• **What is expected**:
Find the word "index" in the material below and gather every line that contains it.

• **Stored dataset items**:
——————————

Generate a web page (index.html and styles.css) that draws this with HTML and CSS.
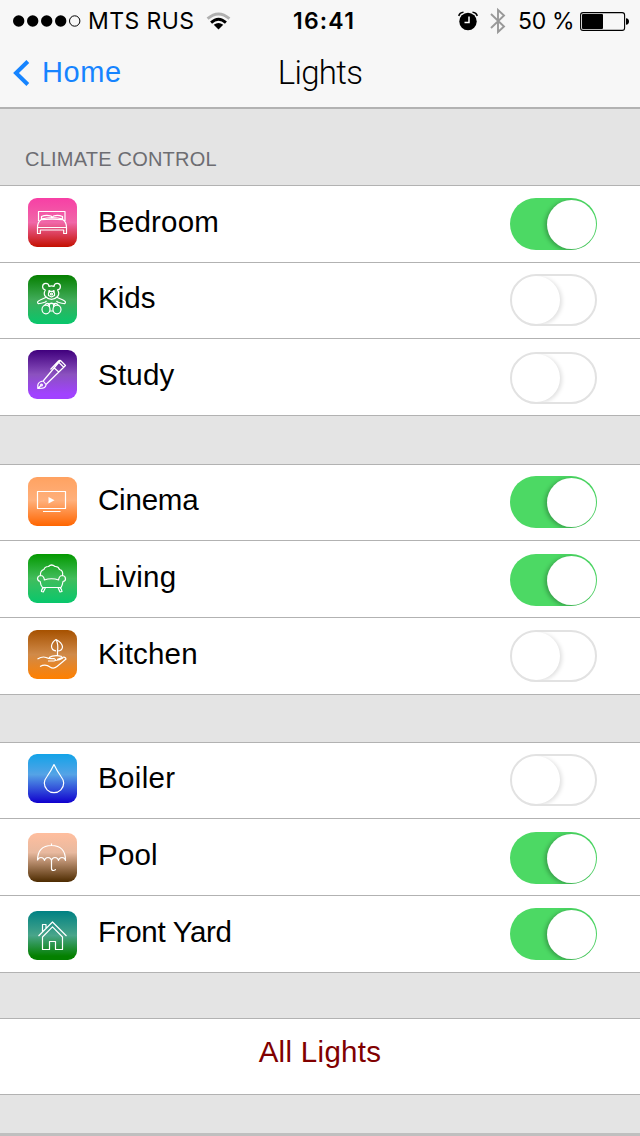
FILE: index.html
```html
<!DOCTYPE html>
<html lang="en">
<head>
<meta charset="utf-8">
<title>Lights</title>
<link rel="stylesheet" href="styles.css">
</head>
<body>
<header class="header">
  <div class="status">
    <svg class="signal" width="68" height="14" viewBox="0 0 68 14"><circle cx="5.700" cy="7" r="5.700"/><circle cx="19.700" cy="7" r="5.700"/><circle cx="33.700" cy="7" r="5.700"/><circle cx="47.700" cy="7" r="5.700"/><circle cx="61.700" cy="7" r="5.200" fill="none" stroke="#000"/></svg>
    <span class="carrier">MTS RUS</span>
    <svg class="wifi" width="25" height="19" viewBox="0 0 26 20" fill="none"><path d="M1.500 7Q13-3 24.500 7" stroke="#b0b0b0" stroke-width="3"/><path d="M5.200 11.200Q13 4 20.800 11.200" stroke="#000" stroke-width="3"/><path d="M8 13.500Q13 9.500 18 13.500L13 18.500Z" fill="#000"/></svg>
    <span class="time">16:41</span>
    <svg class="alarm" width="20" height="20" viewBox="0 0 20 20"><circle cx="10" cy="10.500" r="8.700"/><path d="M.8 5Q1.500 1.500 5.500 1.200M14.500 1.200Q18.500 1.500 19.200 5" fill="none" stroke="#000" stroke-width="1.500"/><path d="M11 5.500V11.500H6.500" fill="none" stroke="#fff" stroke-width="1.500"/></svg>
    <svg class="bluetooth" width="16" height="28" viewBox="0 0 16 28"><path d="M1 7L14 19.500L8 25V3L14 8.500L1 21" fill="none" stroke="#999" stroke-width="1.900"/></svg>
    <span class="percent">50 %</span>
    <svg class="battery" width="49" height="19" viewBox="0 0 49 19"><rect x=".6" y=".6" width="44" height="17.800" rx="2.500" fill="none" stroke="#000" stroke-width="1.100"/><rect x="2" y="2" width="21" height="15" rx="1"/><path d="M46 6.200Q49 6.500 49 9.500Q49 12.500 46 12.800Z"/></svg>
  </div>
  <nav class="nav">
    <a class="back"><svg width="18" height="26" viewBox="0 0 18 26"><path d="M14.800 1.500L3 13L14.800 24.500" fill="none" stroke="#1684ff" stroke-width="4"/></svg><span>Home</span></a>
    <h1 class="title">Lights</h1>
  </nav>
</header>
<main>
  <h2 class="caption">CLIMATE CONTROL</h2>
  <section class="group">
    <div class="row bedroom">
      <svg class="icon" viewBox="0 0 49 49"><path d="M10.500 23V13.500H37V23M13.500 21.500V18.500Q18 16.500 23 18L24.300 19.500L25.500 18Q30 16.500 34.500 18.500V21.500M13.500 21Q19 19.500 24.300 19.500Q30 19.500 34.500 21M9.500 29.500Q9.500 24 13 21.700Q24 20.500 35 21.700Q38.500 24 38.500 29.500ZM9.500 29.500V35.500H12.300V32H35.700V35.500H38.500V29.500"/></svg>
      <span class="label">Bedroom</span><span class="switch on"></span>
    </div>
    <div class="row short kids">
      <svg class="icon" viewBox="0 0 49 49"><path d="M17.500 14.800A3.200 3.200 0 1 1 21 11.400Q23.500 10.200 26 11.400A3.200 3.200 0 1 1 29.500 14.800Q32 19 29.500 21.500Q27 24.300 23.500 24.300Q20 24.300 17.500 21.500Q15 19 17.500 14.800M20.500 20.500V18L22 16.400H25L26.500 18V20.500L23.500 22ZM18.300 22.200L12.200 25Q8.500 26.500 10 28.500Q11 29 17.500 27L18.500 26M28.700 22.200L35 25Q38.500 26.500 37 28.500Q36 29 29.500 27L28.500 26M20 30Q23.500 26.500 27 30"/><circle cx="21.300" cy="16.200" r=".5"/><circle cx="25.700" cy="16.200" r=".5"/><circle cx="23.500" cy="19" r="1"/><ellipse cx="18" cy="34.500" rx="4" ry="4.300"/><ellipse cx="29" cy="34.500" rx="4" ry="4.300"/><path d="M17 30Q18 28 20.500 28.500Q22 30 21.300 32M30 30Q29 28 26.500 28.500Q25 30 25.700 32M22 36H25"/></svg>
      <span class="label">Kids</span><span class="switch"></span>
    </div>
    <div class="row study">
      <svg class="icon" viewBox="0 0 49 49"><path d="M15.200 31L31.500 11.500L32.500 10.500L37.500 15.500L18 34.500ZM26.500 18.200L30.500 21.800M22.500 19.500L30.500 11Q31.500 10 32.500 10.800M15.200 31L18 34.500Q18 37.500 14.500 38.200L9.800 38.500L9.800 35Q10.500 31.500 15.200 31M10 38.300L13 35.500M31 12.500L35.500 17"/><circle cx="13.500" cy="35" r=".9"/></svg>
      <span class="label">Study</span><span class="switch"></span>
    </div>
  </section>
  <section class="group">
    <div class="row short cinema">
      <svg class="icon" viewBox="0 0 49 49"><path d="M9.500 14.500H37.500V31.500H9.500ZM15 34.500H32.500"/><path d="M20.500 20L26.500 23.200L20.500 26.500Z" fill="#fff" stroke="none"/></svg>
      <span class="label">Cinema</span><span class="switch on"></span>
    </div>
    <div class="row living">
      <svg class="icon" viewBox="0 0 49 49"><path d="M12.500 21.500Q12 16.500 16 15.500Q16.500 12.500 20.500 12.500Q23.500 9.500 27 12.500Q30.500 12.300 31.500 15.500Q35.500 16.500 34.500 21.500M16.500 26.500Q16 21.500 12.500 21.500Q9.500 21.800 9.500 25Q10 27 12.200 27.500Q12.500 31 14.500 33.500H33Q34.500 31 35 27.500Q37.500 27 37.500 25Q37.500 21.800 34.500 21.500Q31 21.500 30.500 26.500M16.300 26Q23.500 23.500 30.700 26M15.500 33.500Q13 36 13.500 37.500L15.300 38L17.500 33.500M30 33.500L32 38L34 37.500Q34 35.500 32 33.500"/></svg>
      <span class="label">Living</span><span class="switch on"></span>
    </div>
    <div class="row kitchen">
      <svg class="icon" viewBox="0 0 49 49"><path d="M28 20.800Q23.500 20.500 23.500 16Q24 12 28 9.500Q34 12.500 34.500 17Q34 21 29.500 21M28 9.500Q30.500 14 29.500 21V26M9.500 29Q14.500 26 18 27.500Q21 29 26 28.500Q29 30 26 31H20M21 27.500Q26 24.500 34 26.500M29 29.500L34 27.500Q37.500 26.500 38 29L29 36.500Q25.500 39.500 22 37Q17.500 33.500 12 36.500M27 30.500Q32 30 35 28"/></svg>
      <span class="label">Kitchen</span><span class="switch"></span>
    </div>
  </section>
  <section class="group">
    <div class="row short boiler">
      <svg class="icon" viewBox="0 0 49 49"><path d="M26 10.500Q23 17 19 22.500Q16.300 26 16.300 29A9.700 9.700 0 0 0 35.700 29Q35.700 26 33 22.500Q29 17 26 10.500Z"/></svg>
      <span class="label">Boiler</span><span class="switch"></span>
    </div>
    <div class="row pool">
      <svg class="icon" viewBox="0 0 49 49"><path d="M23.500 10.500V12.500M9.500 27.500Q9.500 12.500 23.500 12.500Q37.500 12.500 37.500 27.500Q37 24.500 34 24.500Q31 24.500 30.500 27.500Q30 24.500 27 24.500Q24 24.500 23.500 27.500Q23 24.500 20 24.500Q17 24.500 16.500 27.500Q16 24.500 13 24.500Q10 24.500 9.500 27.500M23.500 27V35.500Q23.500 37.500 25.500 37.500T27.500 36"/></svg>
      <span class="label">Pool</span><span class="switch on"></span>
    </div>
    <div class="row yard">
      <svg class="icon" viewBox="0 0 49 49"><path d="M10.500 25L24.500 11L38.500 25M14.500 20.500V13.500H18V17M14.500 26V38.500H21.500V30.500H27.500V38.500H34.500V26L24.500 15.800Z"/></svg>
      <span class="label">Front Yard</span><span class="switch on"></span>
    </div>
  </section>
  <section class="group all"><button class="row short all-button">All Lights</button></section>
</main>
<div class="bottom-line"></div>
</body>
</html>
```
FILE: styles.css
```css
* { box-sizing: border-box; }
body { margin: 0; width: 640px; height: 1136px; display: flex; flex-direction: column; background: #e4e4e4; font-family: "Liberation Sans", Arial, sans-serif; color: #000; overflow: hidden; }
.header { height: 109px; background: #f7f7f7; border-bottom: 2px solid #b2b2b2; }
.status { height: 41px; padding-top: 1px; display: flex; align-items: center; font: 400 23px/40px Inter, sans-serif; white-space: nowrap; }
.status svg { flex: none; }
.signal { margin-left: 13px; }
.carrier { width: 118px; margin-left: 7px; letter-spacing: .4px; }
.time { width: 80px; margin-left: 62px; font-weight: 600; letter-spacing: 1.2px; }
.alarm { margin-left: 85px; }
.bluetooth { margin-left: 12px; }
.percent { width: 62px; margin-left: 12px; letter-spacing: -.3px; }
.nav { height: 66px; display: grid; grid-template-columns: 1fr auto 1fr; }
.back { display: flex; padding: 19px 0 0 13px; color: #1684ff; font-size: 29px; line-height: 24px; letter-spacing: .6px; gap: 11px; }
.title { margin: 0; font: 300 33px/64px Roboto, sans-serif; letter-spacing: -.7px; }
.caption { margin: 0; height: 76px; padding: 39px 0 0 25px; color: #6d6d72; font-size: 20px; font-weight: 400; line-height: 23px; letter-spacing: .22px; }
.group { border-top: 1px solid #b2b2b2; margin-bottom: 48px; }
.group:nth-of-type(2) { margin-bottom: 47px; }
.group:nth-of-type(3) { margin-bottom: 45px; }
.row { height: 77px; display: flex; align-items: flex-start; padding: 0 43px 0 28px; background: #fff; border-bottom: 1px solid #b2b2b2; }
.row.short { height: 76px; }
.icon { flex: none; width: 49px; height: 49px; margin-top: 12px; border-radius: 9px; fill: none; stroke: #fff; stroke-width: 1.2; stroke-linejoin: round; }
.label { flex: 1; margin-left: 21px; font-size: 29.5px; line-height: 72px; letter-spacing: .2px; }
.short .label { line-height: 70px; }
.switch { position: relative; flex: none; width: 87px; height: 52px; margin-top: 12px; border: 2px solid #e2e2e2; border-radius: 26px; overflow: hidden; }
.switch::after { content: ""; position: absolute; left: 0; top: 0; width: 48px; height: 48px; border-radius: 50%; background: #fff; box-shadow: 2px 1px 4px rgba(0, 0, 0, .13); }
.switch.on { border: 0; background: #4cd964; }
.switch.on::after { left: 37px; top: 2px; width: 49px; height: 49px; box-shadow: -2px 1px 4px rgba(0, 0, 0, .28); }
.bedroom .icon { background: linear-gradient(#f73fa5, #f067a8 50%, #c41000); }
.kids .icon { background: linear-gradient(#057f00, #40ab58 50%, #08c76c); }
.kids .label { letter-spacing: 0; }
.kids .switch, .cinema .switch, .boiler .switch { margin-top: 11px; }
.study .icon { margin-top: 11px; background: linear-gradient(#40007d, #8b51bf 50%, #a142ff 90%); }
.study .switch, .living .switch, .pool .switch { margin-top: 13px; }
.cinema .icon { background: linear-gradient(#ffa261, #ffb07b 48%, #ff6500); }
.cinema .label { letter-spacing: -.2px; }
.living .icon { margin-top: 13px; background: linear-gradient(#049900, #42bd5c 50%, #08c76c); }
.kitchen .icon { background: linear-gradient(#a65100, #d08a49 50%, #ff8000); }
.boiler .icon { margin-top: 11px; background: linear-gradient(#12a3e8, #55a3e6 42%, #1000ce); }
.boiler .label { letter-spacing: .35px; }
.pool .icon { margin-top: 14px; background: linear-gradient(#ffbe9e, #e8b99f 40%, #4d2b00); }
.yard .icon { margin-top: 15px; background: linear-gradient(#008183, #49a58a 50%, #048000 92%); }
.yard .label { letter-spacing: -.3px; }
.all { margin-bottom: 0; }
.all-button { width: 100%; justify-content: center; padding: 0; border-width: 0 0 1px; color: #800000; font: 29.5px/66px "Liberation Sans", Arial, sans-serif; letter-spacing: .3px; }
.bottom-line { margin-top: auto; height: 3px; background: #bfbfbf; }
```
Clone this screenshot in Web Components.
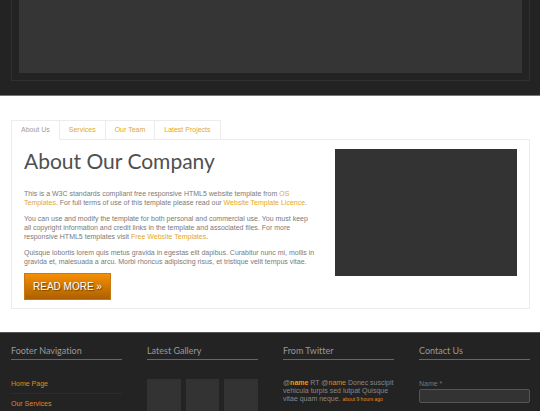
<!DOCTYPE html>
<html lang="en">
<head>
<meta charset="utf-8">
<title>About Our Company</title>
<style>
html, body { margin: 0; }
body { background: #fff; color: #7a7a7a; font: 7px/9px "Liberation Sans", Arial, sans-serif; }
a { color: #e5a91a; text-decoration: none; }
site-footer a { color: #e68619; }
site-footer .reply { color: #ff9900; font-weight: bold; }
p { margin: 0; }
</style>
</head>
<body>
<site-page>
  <hero-frame></hero-frame>
  <company-tabs>
    <tab-button slot="tab" selected>About Us</tab-button>
    <tab-button slot="tab">Services</tab-button>
    <tab-button slot="tab">Our Team</tab-button>
    <tab-button slot="tab">Latest Projects</tab-button>
    <company-intro>
      <span slot="title">About Our Company</span>
      <p>This is a W3C standards compliant free responsive HTML5 website template from <a href="#os">OS<br>Templates</a>. For full terms of use of this template please read our <a href="#licence">Website Template Licence</a>.</p>
      <p>You can use and modify the template for both personal and commercial use. You must keep<br>all copyright information and credit links in the template and associated files. For more<br>responsive HTML5 templates visit <a href="#free">Free Website Templates</a>.</p>
      <p>Quisque lobortis lorem quis metus gravida in egestas elit dapibus. Curabitur nunc mi, mollis in<br>gravida et, malesuada a arcu. Morbi rhoncus adipiscing risus, et tristique velit tempus vitae.</p>
      <cta-link slot="action" href="#more">READ MORE »</cta-link>
    </company-intro>
  </company-tabs>
  <site-footer>
    <footer-column>
      <span slot="title">Footer Navigation</span>
      <footer-nav><a href="#home">Home Page</a><a href="#services">Our Services</a></footer-nav>
    </footer-column>
    <footer-column>
      <span slot="title">Latest Gallery</span>
      <thumb-grid></thumb-grid>
    </footer-column>
    <footer-column>
      <span slot="title">From Twitter</span>
      <tweet-item>@<a class="reply" href="#name">name</a> RT @<a href="#name">name</a> Donec suscipit<br>vehicula turpis sed lutpat Quisque<br>vitae quam neque. <a slot="time" href="#tweet">about 9 hours ago</a></tweet-item>
    </footer-column>
    <footer-column>
      <span slot="title">Contact Us</span>
      <contact-field></contact-field>
    </footer-column>
  </site-footer>
</site-page>
<script>
const define = (name, html, setup) => {
  const template = document.createElement('template');
  template.innerHTML = html;
  customElements.define(name, class extends HTMLElement {
    constructor() {
      super();
      this.attachShadow({ mode: 'open' }).append(template.content.cloneNode(true));
    }
    connectedCallback() { if (setup) setup(this, this.shadowRoot); }
  });
};

define('site-page', `<style>
:host { display: flex; flex-direction: column; }
</style><slot></slot>`);

define('hero-frame', `<style>
:host { display: block; padding: 0 10px 14px 11px; background: #232323; border-bottom: 1px solid #777; }
.frame { border: 1px solid #303030; border-top: 0; padding: 0 7px 7px; }
.slide { height: 73px; background: #353535; }
</style><div class="frame"><div class="slide"></div></div>`);

define('company-tabs', `<style>
:host { display: block; padding: 24px 10px 23px 11px; }
.tabs { display: flex; border-left: 1px solid #ececec; width: max-content; }
.panel { border: 1px solid #ececec; padding: 9px 12px 8px; margin-top: -1px; }
</style><div class="tabs" role="tablist"><slot name="tab"></slot></div><div class="panel" role="tabpanel"><slot></slot></div>`);

define('tab-button', `<style>
:host { display: block; }
button { display: block; margin: 0; font: inherit; color: #e5a91a; background: #fff; padding: 4px 9px 5px; height: 20px; border: solid #ececec; border-width: 1px 1px 1px 0; border-radius: 0; }
:host([selected]) { position: relative; }
:host([selected]) button { color: #9c9c9c; border-bottom-color: #fff; }
</style><button type="button" role="tab"><slot></slot></button>`, (host, root) => {
  root.querySelector('button').setAttribute('aria-selected', host.hasAttribute('selected'));
});

define('company-intro', `<style>
:host { display: grid; grid-template-columns: minmax(0, 285fr) minmax(0, 183fr); gap: 27px; align-items: start; }
h1 { margin: 0 0 16px; font: 21px/24px Lato, sans-serif; color: #505050; white-space: nowrap; }
.copy { display: flex; flex-direction: column; gap: 7px; margin-bottom: 7px; white-space: nowrap; }
.image { height: 127px; background: #333; }
</style><div><h1><slot name="title"></slot></h1><div class="copy"><slot></slot></div><slot name="action"></slot></div><div class="image"></div>`);

define('cta-link', `<style>
:host { display: flex; }
a { box-sizing: border-box; padding: 0 8px; font-size: 10px; line-height: 25px; color: #fff; text-decoration: none; text-shadow: 1px 1px 1px #6b4200; background: linear-gradient(#f58f04, #ad6000); border: 1px solid #c77a10; }
</style><a><slot></slot></a>`, (host, root) => {
  root.querySelector('a').href = host.getAttribute('href');
});

define('site-footer', `<style>
:host { display: grid; grid-template-columns: repeat(4, minmax(0, 1fr)); gap: 25px; padding: 11px 10px 0 11px; background: #232323; border-top: 1px solid #555; color: #777; }
</style><slot></slot>`);

define('footer-column', `<style>
:host { display: block; }
h2 { margin: 0 0 19px; padding-bottom: 2px; font: 9px/13px Lato, sans-serif; font-variant-ligatures: none; color: #999; border-bottom: 1px solid #666; }
</style><h2><slot name="title"></slot></h2><slot></slot>`);

define('footer-nav', `<style>
nav { display: flex; flex-direction: column; }
::slotted(a) { padding-bottom: 5px; margin-bottom: 5px; border-bottom: 1px solid #2d2d2d; }
::slotted(a:last-child) { padding-bottom: 0; margin-bottom: 0; border-bottom: 0; }
</style><nav><slot></slot></nav>`);

define('thumb-grid', `<style>
:host { display: grid; grid-template-columns: repeat(3, 1fr); gap: 5px; }
div { height: 32px; background: #333; }
</style><div></div><div></div><div></div>`);

define('tweet-item', `<style>
:host { display: block; line-height: 8px; white-space: nowrap; color: #888; }
::slotted(a[slot]) { font-size: 5px; color: #ff9900; }
</style><slot></slot><slot name="time"></slot>`);

define('contact-field', `<style>
label { display: block; margin-bottom: 1px; }
input { display: block; box-sizing: border-box; width: 100%; height: 14px; padding: 0 4px; font: inherit; color: #ccc; background: #333; border: 1px solid #555; border-radius: 2px; }
</style><label for="name">Name *</label><input id="name" type="text">`);
</script>
</body>
</html>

——————————

• **Solution to the problem**:
Generate a web page (index.html and styles.css) that draws this with HTML and CSS.
FILE: index.html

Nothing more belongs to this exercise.